Fantasy Art Workshop est mon tout premier guide pratique artistique, avec une préface par Terry Gilliam et une postface par Alan Lee. (Les deux ont écrit de très charmants textes.) Il contiendra des démonstrations en plusieurs séquences, des esquisses et des peintures, dont certaines ont été spécifiquement créées pour le livre. Vous pouvez voir quelques unes de ces peintures en plusieurs séquences à l’exposition, au cloître. En fait, j’aime à y voir un livre philosophique sur le « comment faire du dessin». Achetez-le. Vous l’adorerez. Non, achetez-en deux. Sérieusement, il y a beaucoup à dire au sujet du métier de la création d’images pour des récits, ses us (et ses abus), et le rôle qu’il joue en envisageant des mondes qui n’existent pas en dehors de nos imaginations.

Pour terminer, une question qui a toujours excité ma curiosité.

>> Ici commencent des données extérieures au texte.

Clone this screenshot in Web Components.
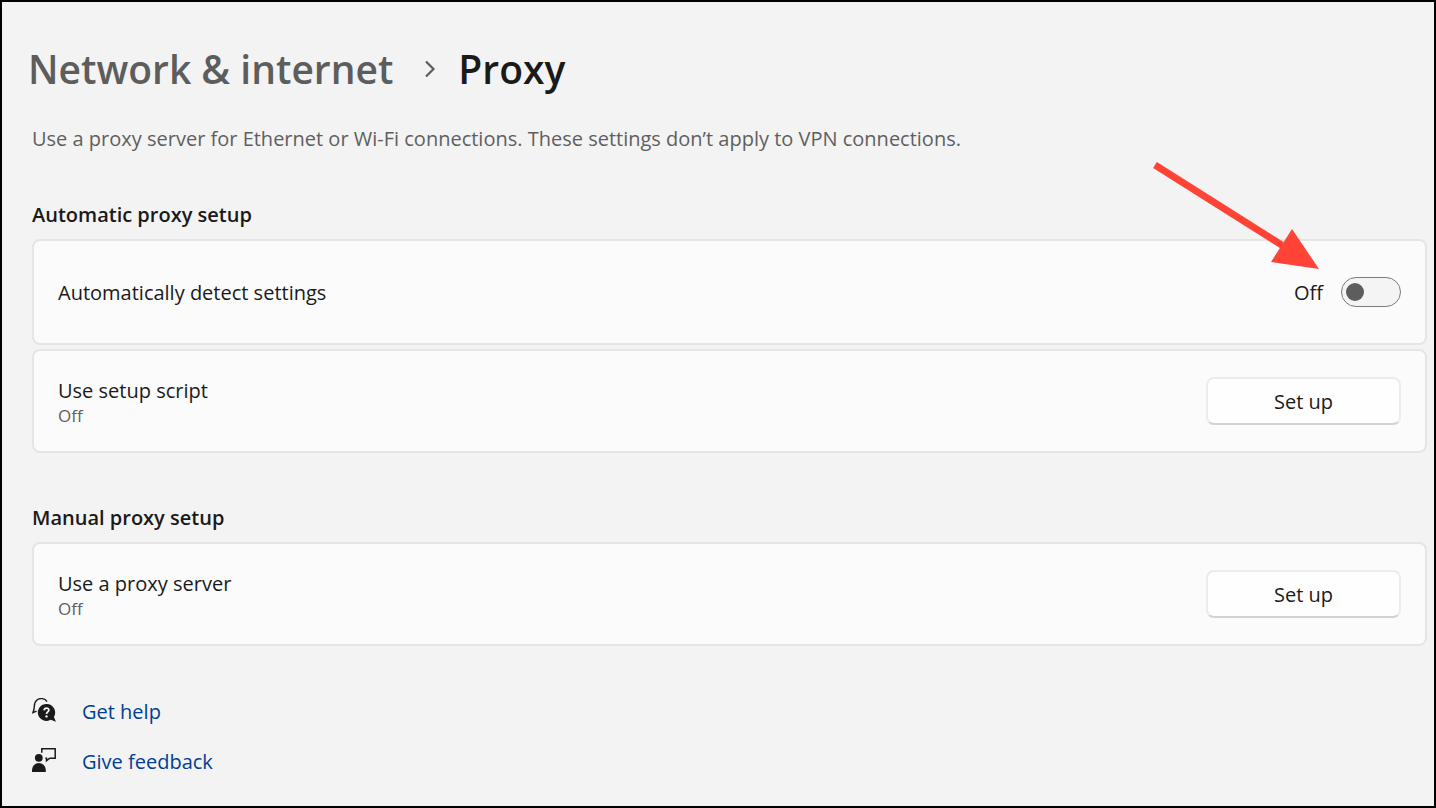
<!DOCTYPE html>
<html lang="en">
<head>
<meta charset="utf-8">
<meta name="viewport" content="width=device-width, initial-scale=1">
<title>Network &amp; internet - Proxy</title>
<style>
  body { margin: 0; background: #f3f3f3; }
</style>
</head>
<body>
<proxy-page></proxy-page>
<script>
const define = (name, html, setup) => {
  const template = document.createElement('template');
  template.innerHTML = html;
  customElements.define(name, class extends HTMLElement {
    constructor() {
      super();
      this.attachShadow({ mode: 'open' }).append(template.content.cloneNode(true));
    }
    connectedCallback() { if (setup) setup(this, this.shadowRoot); }
  });
};

define('page-breadcrumb', `
  <style>
    :host { display: block; }
    nav { display: flex; align-items: center; font-size: 39px; line-height: 54px; font-weight: 600; }
    a { color: #5d5d5d; text-decoration: none; }
    h1 { margin: 0; font: inherit; color: #1a1a1a; }
    svg { width: 12px; height: 18px; margin: 0 21px 0 32px; }
  </style>
  <nav aria-label="Breadcrumb">
    <a href="#network"><slot name="parent"></slot></a>
    <svg viewBox="0 0 12 18" aria-hidden="true"><path d="M1 1.5 8.5 9 1 16.5" fill="none" stroke="#5d5d5d" stroke-width="2.2"/></svg>
    <h1><slot></slot></h1>
  </nav>`);

define('settings-group', `
  <style>
    :host { display: block; }
    h2 { margin: 0 0 10px; font-size: 20px; line-height: 28px; font-weight: 600; }
    .cards { display: grid; gap: 4px; }
  </style>
  <section>
    <h2><slot name="title"></slot></h2>
    <div class="cards"><slot></slot></div>
  </section>`);

define('setting-card', `
  <style>
    :host {
      display: flex; align-items: center; justify-content: space-between; gap: 24px;
      box-sizing: border-box; min-height: 104px; padding: 24px;
      background: #fbfbfb; border: 2px solid #e5e5e5; border-radius: 8px;
    }
    .text { padding-top: 2px; }
    .name { font-size: 20px; line-height: 28px; }
    .state { font-size: 17px; line-height: 22px; color: #5f5f5f; }
  </style>
  <div class="text">
    <div class="name"><slot name="name"></slot></div>
    <div class="state"><slot name="state"></slot></div>
  </div>
  <slot></slot>`);

define('setup-button', `
  <style>
    :host { display: block; }
    button {
      box-sizing: border-box; width: 195px; height: 48px; padding: 2px 0 0;
      font: inherit; font-size: 20px; line-height: 28px; color: #1a1a1a;
      background: #fefefe; border: 2px solid #ececec; border-bottom-color: #d2d2d2; border-radius: 8px;
    }
  </style>
  <button type="button"><slot></slot></button>`);

define('toggle-switch', `
  <style>
    :host { display: block; }
    label { display: flex; align-items: center; gap: 18px; font-size: 20px; line-height: 28px; }
    span { padding-top: 2px; }
    input {
      appearance: none; box-sizing: border-box; width: 60px; height: 30px; margin: 0;
      display: flex; align-items: center; padding: 0 4px;
      background: #f4f4f4; border: 1px solid #7c7c7c; border-radius: 15px;
    }
    input::before { content: ""; width: 18px; height: 18px; border-radius: 50%; background: #5d5d5d; }
    input:checked { justify-content: flex-end; background: #003e92; }
    input:checked::before { background: #ffffff; }
  </style>
  <label><span>Off</span><input type="checkbox" role="switch"></label>`,
  (host, root) => {
    const input = root.querySelector('input');
    input.setAttribute('aria-description', host.getAttribute('label'));
    input.addEventListener('change', () => {
      root.querySelector('span').textContent = input.checked ? 'On' : 'Off';
    });
  });

define('pointer-arrow', `
  <style>
    :host { position: absolute; right: 106px; bottom: 74px; width: 166px; height: 108px; pointer-events: none; }
    svg { display: block; width: 100%; height: 100%; }
  </style>
  <svg viewBox="1153 161 166 108" aria-hidden="true">
    <path d="M1155 165 1288 249" stroke="#ff4336" stroke-width="7"/>
    <path d="M1319 269 1292 229 1271 262Z" fill="#ff4336"/>
  </svg>`);

define('help-link', `
  <style>
    :host { display: flex; }
    a { display: flex; align-items: center; gap: 26px; font-size: 20px; line-height: 28px; color: #003e92; text-decoration: none; }
    span { padding-top: 4px; }
    ::slotted(svg) { width: 24px; height: 24px; flex: none; }
  </style>
  <a href="#help"><slot name="icon"></slot><span><slot></slot></span></a>`);

define('proxy-page', `
  <style>
    :host {
      display: block; box-sizing: border-box; min-height: 100vh; padding: 40px 7px 20px 30px;
      border: 2px solid #000; background: #f3f3f3; color: #1a1a1a;
      font-family: "Open Sans", "Noto Sans", sans-serif;
    }
    page-breadcrumb { margin-left: -4px; }
    .intro { margin: 29px 0 48px; font-size: 20px; line-height: 28px; color: #5f5f5f; }
    .tall { position: relative; min-height: 106px; }
    .groups { display: grid; gap: 51px; }
    footer { display: grid; gap: 18px; margin-top: 48px; }
  </style>
  <header>
    <page-breadcrumb><span slot="parent">Network &amp; internet</span>Proxy</page-breadcrumb>
    <p class="intro">Use a proxy server for Ethernet or Wi-Fi connections. These settings don’t apply to VPN connections.</p>
  </header>
  <main class="groups">
    <settings-group>
      <span slot="title">Automatic proxy setup</span>
      <setting-card class="tall">
        <span slot="name">Automatically detect settings</span>
        <toggle-switch label="Automatically detect settings"></toggle-switch>
        <pointer-arrow></pointer-arrow>
      </setting-card>
      <setting-card>
        <span slot="name">Use setup script</span><span slot="state">Off</span>
        <setup-button>Set up</setup-button>
      </setting-card>
    </settings-group>
    <settings-group>
      <span slot="title">Manual proxy setup</span>
      <setting-card>
        <span slot="name">Use a proxy server</span><span slot="state">Off</span>
        <setup-button>Set up</setup-button>
      </setting-card>
    </settings-group>
  </main>
  <footer>
    <help-link>
      <svg slot="icon" viewBox="0 0 24 24" aria-hidden="true">
        <path d="M15 3.600C13 .2 8-.3 5 2 2.800 3.700 2.300 6 2.300 8.500c0 2.500-.3 3.500-1.400 6.200l3.700-1.500" fill="none" stroke="#1a1a1a" stroke-width="1.400"/>
        <path d="M14.500 6a8.500 8.500 0 1 0 4.200 15.800L24 23.800l-2.100-4.900A8.500 8.500 0 0 0 14.500 6Z" fill="#1a1a1a"/>
        <path d="M12.200 12.400c.1-3.200 4.800-3 4.600-.2-.1 1.700-2.300 1.900-2.300 3.900" fill="none" stroke="#f3f3f3" stroke-width="1.800"/>
        <circle cx="14.500" cy="18.400" r="1.200" fill="#f3f3f3"/>
      </svg>Get help</help-link>
    <help-link>
      <svg slot="icon" viewBox="0 0 24 24" aria-hidden="true">
        <circle cx="6.800" cy="9.800" r="3.900" fill="#1a1a1a"/>
        <path d="M0 24v-2.200a6.900 6.900 0 0 1 13.800 0V24Z" fill="#1a1a1a"/>
        <path d="M9.800 4.800V.8h13.400v9.400h-5.400l-3.300 2.500v-2.500h-1.200" fill="none" stroke="#1a1a1a" stroke-width="1.500"/>
      </svg>Give feedback</help-link>
  </footer>`);
</script>
</body>
</html>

Est-ce difficile de faire publier vos illustrations ? Pouvez-vous faire vous-même des suggestions pour de nouveaux livres ?

Je dois y répondre oui et non. Occasionnellement, des projets peuvent démarrer de manière inattendue, et parfois vous pouvez travailler sur des esquisses et des idées durant des années avant qu’elles soient publiées. Il y a un certain nombre d’auteurs que je désirerais illustrer. Et, bien sûr, j’adorerais à l’avenir faire quelques illustrations de plus chez Tolkien, c’est un univers à revisiter dont on ne se lasse jamais.